The problem:
Extract all lines that hold the string "components".

-- Exercise input start --

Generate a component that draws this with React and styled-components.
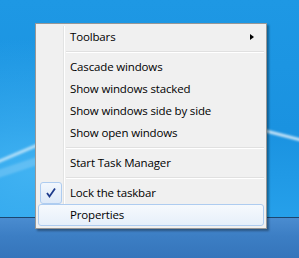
import React from 'react'
import styled, { createGlobalStyle } from 'styled-components'

const GlobalStyle = createGlobalStyle`
  html, body { margin: 0; padding: 0; }
  body {
    width: 299px;
    height: 258px;
    overflow: hidden;
    font-family: "Open Sans", "Noto Sans", sans-serif;
  }
`;

const Screen = styled.div`
  position: relative;
  width: 299px;
  height: 258px;
  display: flex;
  flex-direction: column;
  overflow: hidden;
`;

const Desktop = styled.div`
  flex: 1;
  display: flex;
  background:
    radial-gradient(ellipse at 10% 80%, #40b2f2 0%, transparent 55%),
    linear-gradient(180deg, #1e98e4 0%, #1a92e0 60%, #26a0ea 100%);
`;

const Taskbar = styled.div`
  height: 40px;
  border-top: 1px solid #1b4670;
  background: linear-gradient(180deg, #4a8cd0 0%, #3c7ec4 45%, #3575bb 100%);
`;

const Menu = styled.div`
  position: absolute;
  left: 35px;
  top: 23px;
  width: 226px;
  padding: 2px;
  background: #f0f0f0;
  border: 1px solid #979797;
  box-shadow: 2px 2px 2px rgba(0, 0, 0, 0.35);
  display: flex;
  flex-direction: column;
  &::before {
    content: '';
    position: absolute;
    top: 2px;
    bottom: 2px;
    left: 27px;
    width: 1px;
    background: #e2e3e3;
    border-right: 1px solid #ffffff;
  }
`;

const Item = styled.div`
  position: relative;
  height: 22px;
  display: flex;
  align-items: center;
  padding-left: 31px;
  padding-bottom: 1px;
  font-size: 11.5px;
  letter-spacing: -0.15px;
  color: #000;
  border: 1px solid ${({ $hot }) => ($hot ? '#aeccf0' : 'transparent')};
  border-radius: 3px;
  box-sizing: border-box;
  background: ${({ $hot }) =>
    $hot ? 'linear-gradient(180deg, #f6f9fd 0%, #e6effa 100%)' : 'transparent'};
  z-index: 1;
`;

const Separator = styled.div`
  height: 8px;
  display: flex;
  align-items: center;
  padding-left: 28px;
  &::after {
    content: '';
    flex: 1;
    height: 1px;
    background: #e0e0e0;
    border-bottom: 1px solid #ffffff;
  }
`;

const CheckBox = styled.div`
  position: absolute;
  left: 1px;
  top: -1px;
  width: 20px;
  height: 20px;
  border: 1px solid #aeccf0;
  border-radius: 3px;
  background: linear-gradient(180deg, #f2f7fd 0%, #dde9f8 100%);
  display: flex;
  align-items: center;
  justify-content: center;
`;

const Arrow = styled.span`
  position: absolute;
  right: 9px;
  top: 7px;
  width: 0;
  height: 0;
  border-top: 3.5px solid transparent;
  border-bottom: 3.5px solid transparent;
  border-left: 4px solid #000;
`;

const Check = () => (
  <svg width="12" height="12" viewBox="0 0 12 12">
    <path d="M2 6 L4.5 9.5 L10 1.5" fill="none" stroke="#1e3b8c" strokeWidth="1.8" />
  </svg>
)

const Wallpaper = () => (
  <svg width="299" height="217" viewBox="0 0 299 217">
    <defs>
      <filter id="soft" x="-20%" y="-50%" width="140%" height="200%">
        <feGaussianBlur stdDeviation="1.2" />
      </filter>
    </defs>
    <path d="M-5 163 L40 144" stroke="rgba(255,255,255,0.6)" strokeWidth="3" filter="url(#soft)" />
    <path d="M-5 175 L40 160" stroke="rgba(255,255,255,0.18)" strokeWidth="8" filter="url(#soft)" />
    <path d="M262 130 L305 141" stroke="rgba(255,255,255,0.75)" strokeWidth="3" filter="url(#soft)" />
  </svg>
)

export default function App() {
  return (
    <>
      <GlobalStyle />
      <Screen>
        <Desktop><Wallpaper /></Desktop>
        <Taskbar />
        <Menu>
          <Item>Toolbars<Arrow /></Item>
          <Separator />
          <Item>Cascade windows</Item>
          <Item>Show windows stacked</Item>
          <Item>Show windows side by side</Item>
          <Item>Show open windows</Item>
          <Separator />
          <Item>Start Task Manager</Item>
          <Separator />
          <Item><CheckBox><Check /></CheckBox>Lock the taskbar</Item>
          <Item $hot>Properties</Item>
        </Menu>
      </Screen>
    </>
  )
}
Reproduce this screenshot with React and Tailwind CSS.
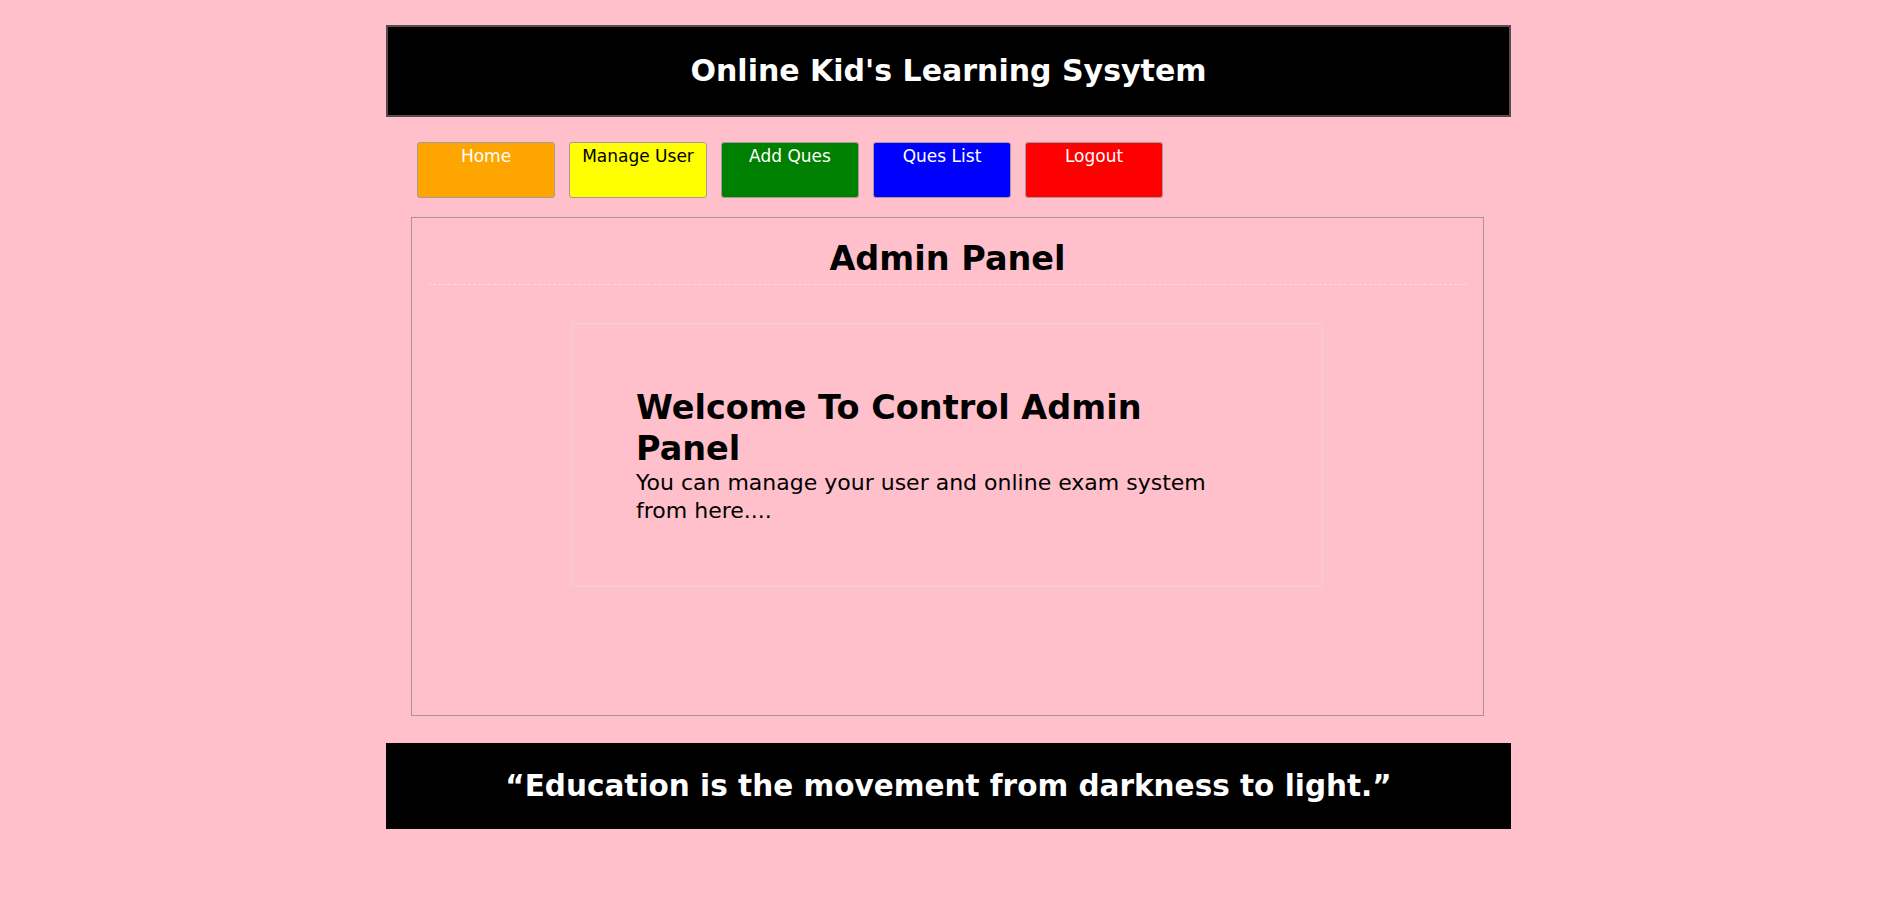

-- Exercise input end --

Answer for the task:
Generate a component that draws this with React and styled-components.
import styled, { createGlobalStyle } from 'styled-components'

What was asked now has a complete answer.